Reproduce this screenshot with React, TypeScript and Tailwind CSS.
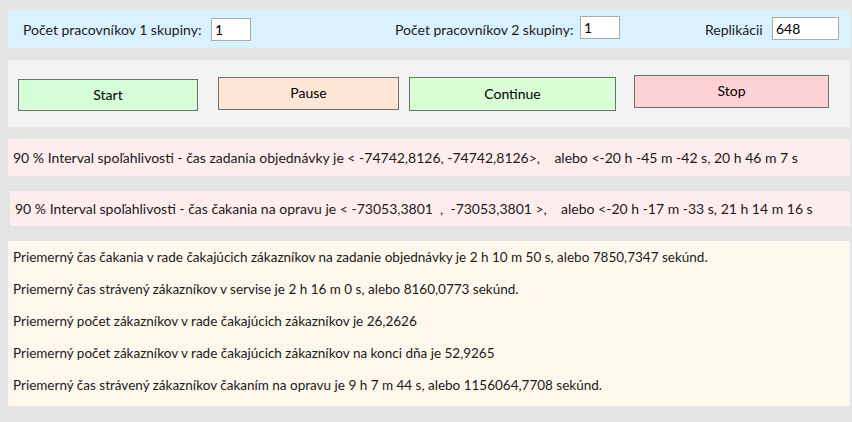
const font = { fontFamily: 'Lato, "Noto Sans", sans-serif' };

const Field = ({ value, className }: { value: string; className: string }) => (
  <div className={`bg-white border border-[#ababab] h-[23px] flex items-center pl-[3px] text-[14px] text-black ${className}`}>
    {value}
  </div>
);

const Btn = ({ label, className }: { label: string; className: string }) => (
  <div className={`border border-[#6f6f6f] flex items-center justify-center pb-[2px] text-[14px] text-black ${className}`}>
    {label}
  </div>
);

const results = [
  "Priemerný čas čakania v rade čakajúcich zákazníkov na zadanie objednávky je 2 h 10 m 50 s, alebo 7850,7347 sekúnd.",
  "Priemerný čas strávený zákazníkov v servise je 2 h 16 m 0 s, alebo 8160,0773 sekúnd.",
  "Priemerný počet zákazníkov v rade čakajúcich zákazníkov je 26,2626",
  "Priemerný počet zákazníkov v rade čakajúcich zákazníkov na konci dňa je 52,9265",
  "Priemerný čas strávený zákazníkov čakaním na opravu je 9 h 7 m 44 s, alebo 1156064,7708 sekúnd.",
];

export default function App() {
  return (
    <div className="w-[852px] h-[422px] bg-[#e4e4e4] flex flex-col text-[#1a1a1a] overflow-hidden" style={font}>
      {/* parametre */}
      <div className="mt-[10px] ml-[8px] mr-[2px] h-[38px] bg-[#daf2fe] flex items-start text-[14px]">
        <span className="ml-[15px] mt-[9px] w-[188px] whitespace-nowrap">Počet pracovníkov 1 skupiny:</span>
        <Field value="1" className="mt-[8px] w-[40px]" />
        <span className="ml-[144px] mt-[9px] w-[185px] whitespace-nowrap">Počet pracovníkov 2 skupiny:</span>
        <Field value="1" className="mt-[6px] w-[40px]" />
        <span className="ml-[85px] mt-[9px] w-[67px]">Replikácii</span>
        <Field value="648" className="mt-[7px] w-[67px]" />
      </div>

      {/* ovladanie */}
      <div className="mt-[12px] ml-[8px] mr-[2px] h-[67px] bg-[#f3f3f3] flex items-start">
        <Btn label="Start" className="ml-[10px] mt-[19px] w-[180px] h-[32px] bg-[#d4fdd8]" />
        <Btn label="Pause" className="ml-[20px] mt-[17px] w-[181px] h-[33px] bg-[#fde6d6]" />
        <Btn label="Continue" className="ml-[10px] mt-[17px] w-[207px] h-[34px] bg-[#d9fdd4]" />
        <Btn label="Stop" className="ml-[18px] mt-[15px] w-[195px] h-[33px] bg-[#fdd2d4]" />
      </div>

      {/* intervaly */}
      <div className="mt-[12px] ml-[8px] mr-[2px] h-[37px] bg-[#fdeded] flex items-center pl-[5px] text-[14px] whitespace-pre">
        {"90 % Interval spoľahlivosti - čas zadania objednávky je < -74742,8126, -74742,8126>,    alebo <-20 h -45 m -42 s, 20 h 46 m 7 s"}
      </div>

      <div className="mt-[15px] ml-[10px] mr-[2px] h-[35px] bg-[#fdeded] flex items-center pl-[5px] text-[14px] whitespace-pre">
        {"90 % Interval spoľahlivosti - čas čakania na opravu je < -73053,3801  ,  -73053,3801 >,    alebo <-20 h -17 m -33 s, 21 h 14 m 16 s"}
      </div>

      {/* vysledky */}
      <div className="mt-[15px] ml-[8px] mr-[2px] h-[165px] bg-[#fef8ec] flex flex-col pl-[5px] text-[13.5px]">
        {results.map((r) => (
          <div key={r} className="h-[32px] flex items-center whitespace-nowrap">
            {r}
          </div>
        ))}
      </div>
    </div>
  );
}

========

> [WRITTEN TASK]: The data above needs to be retyped exactly, with the images left out.

> [ANSWER TO THE TASK]:
Reproduce this screenshot with React, TypeScript and Tailwind CSS.
const font = { fontFamily: 'Lato, "Noto Sans", sans-serif' };

const Field = ({ value, className }: { value: string; className: string }) => (
  <div className={`bg-white border border-[#ababab] h-[23px] flex items-center pl-[3px] text-[14px] text-black ${className}`}>
    {value}
  </div>
);

const Btn = ({ label, className }: { label: string; className: string }) => (
  <div className={`border border-[#6f6f6f] flex items-center justify-center pb-[2px] text-[14px] text-black ${className}`}>
    {label}
  </div>
);

const results = [
  "Priemerný čas čakania v rade čakajúcich zákazníkov na zadanie objednávky je 2 h 10 m 50 s, alebo 7850,7347 sekúnd.",
  "Priemerný čas strávený zákazníkov v servise je 2 h 16 m 0 s, alebo 8160,0773 sekúnd.",
  "Priemerný počet zákazníkov v rade čakajúcich zákazníkov je 26,2626",
  "Priemerný počet zákazníkov v rade čakajúcich zákazníkov na konci dňa je 52,9265",
  "Priemerný čas strávený zákazníkov čakaním na opravu je 9 h 7 m 44 s, alebo 1156064,7708 sekúnd.",
];

export default function App() {
  return (
    <div className="w-[852px] h-[422px] bg-[#e4e4e4] flex flex-col text-[#1a1a1a] overflow-hidden" style={font}>
      {/* parametre */}
      <div className="mt-[10px] ml-[8px] mr-[2px] h-[38px] bg-[#daf2fe] flex items-start text-[14px]">
        <span className="ml-[15px] mt-[9px] w-[188px] whitespace-nowrap">Počet pracovníkov 1 skupiny:</span>
        <Field value="1" className="mt-[8px] w-[40px]" />
        <span className="ml-[144px] mt-[9px] w-[185px] whitespace-nowrap">Počet pracovníkov 2 skupiny:</span>
        <Field value="1" className="mt-[6px] w-[40px]" />
        <span className="ml-[85px] mt-[9px] w-[67px]">Replikácii</span>
        <Field value="648" className="mt-[7px] w-[67px]" />
      </div>

      {/* ovladanie */}
      <div className="mt-[12px] ml-[8px] mr-[2px] h-[67px] bg-[#f3f3f3] flex items-start">
        <Btn label="Start" className="ml-[10px] mt-[19px] w-[180px] h-[32px] bg-[#d4fdd8]" />
        <Btn label="Pause" className="ml-[20px] mt-[17px] w-[181px] h-[33px] bg-[#fde6d6]" />
        <Btn label="Continue" className="ml-[10px] mt-[17px] w-[207px] h-[34px] bg-[#d9fdd4]" />
        <Btn label="Stop" className="ml-[18px] mt-[15px] w-[195px] h-[33px] bg-[#fdd2d4]" />
      </div>

      {/* intervaly */}
      <div className="mt-[12px] ml-[8px] mr-[2px] h-[37px] bg-[#fdeded] flex items-center pl-[5px] text-[14px] whitespace-pre">
        {"90 % Interval spoľahlivosti - čas zadania objednávky je < -74742,8126, -74742,8126>,    alebo <-20 h -45 m -42 s, 20 h 46 m 7 s"}
      </div>

      <div className="mt-[15px] ml-[10px] mr-[2px] h-[35px] bg-[#fdeded] flex items-center pl-[5px] text-[14px] whitespace-pre">
        {"90 % Interval spoľahlivosti - čas čakania na opravu je < -73053,3801  ,  -73053,3801 >,    alebo <-20 h -17 m -33 s, 21 h 14 m 16 s"}
      </div>

      {/* vysledky */}
      <div className="mt-[15px] ml-[8px] mr-[2px] h-[165px] bg-[#fef8ec] flex flex-col pl-[5px] text-[13.5px]">
        {results.map((r) => (
          <div key={r} className="h-[32px] flex items-center whitespace-nowrap">
            {r}
          </div>
        ))}
      </div>
    </div>
  );
}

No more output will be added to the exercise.